If HCPI eventually succeeds in trumping Ventas’ bid, it would be the second major acquisition by the Long Beach, CA-based REIT in as many years. In 2006, it acquired CNL Retirement Properties for $5.3 billion, the largest healthcare REIT transaction in history.

“Our ability to execute transactions of this size…[and] our own relationships with several of your lenders will facilitate a smooth and accelerated lender consent process,” says HCPI chairman R. Michael Warren in his letter to Sunrise. “These advantages will enable us to complete our proposed acquisition at least as quickly as your proposed transaction with Ventas.”

Ventas, meanwhile, reiterated Thursday that it looks forward to completing “the transaction we negotiated.” The Ventas takeover will require the support of two-thirds of Sunrise Senior Living REIT unitholders in a vote scheduled for March 27. If its agreement isn’t knocked out by a higher offer, the transaction is expected to close in the second quarter. If it is knocked out, Ventas is entitled to a C$39.8-million break-up fee.
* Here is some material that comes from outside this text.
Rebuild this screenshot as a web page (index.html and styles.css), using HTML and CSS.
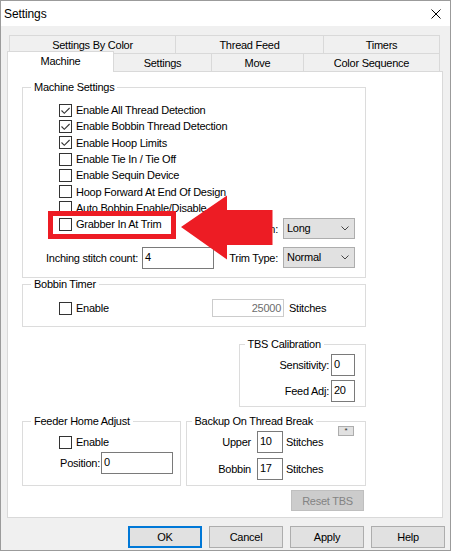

Regardless, Ventas will have to deal with a potential class action lawsuit related to its being forced to restate its financial results going back to at least 1999, which the company has said will eliminate at least $100 million of previously reported profits.

The suit is on behalf of purchasers of the common stock of Sunrise Senior Living from Aug. 4, 2005 through June 15, 2006. The complaint alleges not only that purchasers paid an inflated price for their stock due to “materially false and misleading statements regarding the company’s business,” but also that top officers took advantage of the inflated stock price by selling shares “for illegal insider trading proceeds of over $34 million.”